■ DATA ■
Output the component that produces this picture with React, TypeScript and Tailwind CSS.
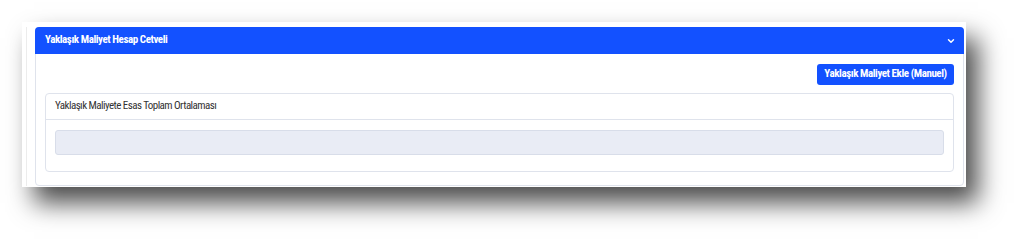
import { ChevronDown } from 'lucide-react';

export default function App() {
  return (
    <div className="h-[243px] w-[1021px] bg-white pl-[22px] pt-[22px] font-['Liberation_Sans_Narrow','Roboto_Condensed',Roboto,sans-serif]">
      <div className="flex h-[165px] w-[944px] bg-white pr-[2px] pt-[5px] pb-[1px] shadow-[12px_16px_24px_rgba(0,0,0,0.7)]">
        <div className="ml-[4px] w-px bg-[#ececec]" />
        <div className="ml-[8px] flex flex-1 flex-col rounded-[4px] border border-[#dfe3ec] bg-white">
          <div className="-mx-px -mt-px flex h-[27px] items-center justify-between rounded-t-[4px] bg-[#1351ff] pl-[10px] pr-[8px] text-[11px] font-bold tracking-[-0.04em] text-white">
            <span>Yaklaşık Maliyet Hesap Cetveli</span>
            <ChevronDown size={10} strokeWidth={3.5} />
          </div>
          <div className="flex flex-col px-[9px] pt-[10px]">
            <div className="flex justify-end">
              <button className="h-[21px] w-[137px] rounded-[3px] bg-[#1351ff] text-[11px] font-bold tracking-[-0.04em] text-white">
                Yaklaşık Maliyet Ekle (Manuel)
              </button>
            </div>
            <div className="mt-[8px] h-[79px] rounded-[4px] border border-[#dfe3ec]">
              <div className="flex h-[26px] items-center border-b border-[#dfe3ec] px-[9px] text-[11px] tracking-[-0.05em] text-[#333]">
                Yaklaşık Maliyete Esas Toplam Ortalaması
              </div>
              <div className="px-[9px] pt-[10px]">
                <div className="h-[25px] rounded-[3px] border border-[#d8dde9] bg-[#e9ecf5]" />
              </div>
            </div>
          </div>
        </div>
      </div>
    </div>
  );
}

■ STATED PROBLEM ■
Restate the data above exactly, stripping out each image.

■ TASK SOLUTION ■
Output the component that produces this picture with React, TypeScript and Tailwind CSS.
import { ChevronDown } from 'lucide-react';

export default function App() {
  return (
    <div className="h-[243px] w-[1021px] bg-white pl-[22px] pt-[22px] font-['Liberation_Sans_Narrow','Roboto_Condensed',Roboto,sans-serif]">
      <div className="flex h-[165px] w-[944px] bg-white pr-[2px] pt-[5px] pb-[1px] shadow-[12px_16px_24px_rgba(0,0,0,0.7)]">
        <div className="ml-[4px] w-px bg-[#ececec]" />
        <div className="ml-[8px] flex flex-1 flex-col rounded-[4px] border border-[#dfe3ec] bg-white">
          <div className="-mx-px -mt-px flex h-[27px] items-center justify-between rounded-t-[4px] bg-[#1351ff] pl-[10px] pr-[8px] text-[11px] font-bold tracking-[-0.04em] text-white">
            <span>Yaklaşık Maliyet Hesap Cetveli</span>
            <ChevronDown size={10} strokeWidth={3.5} />
          </div>
          <div className="flex flex-col px-[9px] pt-[10px]">
            <div className="flex justify-end">
              <button className="h-[21px] w-[137px] rounded-[3px] bg-[#1351ff] text-[11px] font-bold tracking-[-0.04em] text-white">
                Yaklaşık Maliyet Ekle (Manuel)
              </button>
            </div>
            <div className="mt-[8px] h-[79px] rounded-[4px] border border-[#dfe3ec]">
              <div className="flex h-[26px] items-center border-b border-[#dfe3ec] px-[9px] text-[11px] tracking-[-0.05em] text-[#333]">
                Yaklaşık Maliyete Esas Toplam Ortalaması
              </div>
              <div className="px-[9px] pt-[10px]">
                <div className="h-[25px] rounded-[3px] border border-[#d8dde9] bg-[#e9ecf5]" />
              </div>
            </div>
          </div>
        </div>
      </div>
    </div>
  );
}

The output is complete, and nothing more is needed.